--- Begin Data extract ---

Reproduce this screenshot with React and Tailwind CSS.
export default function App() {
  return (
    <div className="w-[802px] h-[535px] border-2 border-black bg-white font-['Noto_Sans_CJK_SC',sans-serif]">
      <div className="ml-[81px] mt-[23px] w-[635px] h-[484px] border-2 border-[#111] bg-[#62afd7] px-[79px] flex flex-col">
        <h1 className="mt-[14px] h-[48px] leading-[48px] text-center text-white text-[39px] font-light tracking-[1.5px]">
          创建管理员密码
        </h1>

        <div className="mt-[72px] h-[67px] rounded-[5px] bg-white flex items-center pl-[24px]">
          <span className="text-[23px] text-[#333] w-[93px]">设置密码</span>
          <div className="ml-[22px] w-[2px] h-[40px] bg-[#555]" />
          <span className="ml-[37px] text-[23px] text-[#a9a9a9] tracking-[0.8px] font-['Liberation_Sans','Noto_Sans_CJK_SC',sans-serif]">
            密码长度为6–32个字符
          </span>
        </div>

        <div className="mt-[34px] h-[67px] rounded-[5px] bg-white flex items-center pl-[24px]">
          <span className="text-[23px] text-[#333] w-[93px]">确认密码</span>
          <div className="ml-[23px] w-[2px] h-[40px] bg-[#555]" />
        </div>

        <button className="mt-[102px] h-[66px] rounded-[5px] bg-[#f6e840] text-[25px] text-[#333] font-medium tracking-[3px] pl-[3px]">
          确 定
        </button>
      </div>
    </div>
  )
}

--- End Data extract ---

Task prompt: Give an exact copy of all the data shown above.

Output for this exercise:
Reproduce this screenshot with React and Tailwind CSS.
export default function App() {
  return (
    <div className="w-[802px] h-[535px] border-2 border-black bg-white font-['Noto_Sans_CJK_SC',sans-serif]">
      <div className="ml-[81px] mt-[23px] w-[635px] h-[484px] border-2 border-[#111] bg-[#62afd7] px-[79px] flex flex-col">
        <h1 className="mt-[14px] h-[48px] leading-[48px] text-center text-white text-[39px] font-light tracking-[1.5px]">
          创建管理员密码
        </h1>

        <div className="mt-[72px] h-[67px] rounded-[5px] bg-white flex items-center pl-[24px]">
          <span className="text-[23px] text-[#333] w-[93px]">设置密码</span>
          <div className="ml-[22px] w-[2px] h-[40px] bg-[#555]" />
          <span className="ml-[37px] text-[23px] text-[#a9a9a9] tracking-[0.8px] font-['Liberation_Sans','Noto_Sans_CJK_SC',sans-serif]">
            密码长度为6–32个字符
          </span>
        </div>

        <div className="mt-[34px] h-[67px] rounded-[5px] bg-white flex items-center pl-[24px]">
          <span className="text-[23px] text-[#333] w-[93px]">确认密码</span>
          <div className="ml-[23px] w-[2px] h-[40px] bg-[#555]" />
        </div>

        <button className="mt-[102px] h-[66px] rounded-[5px] bg-[#f6e840] text-[25px] text-[#333] font-medium tracking-[3px] pl-[3px]">
          确 定
        </button>
      </div>
    </div>
  )
}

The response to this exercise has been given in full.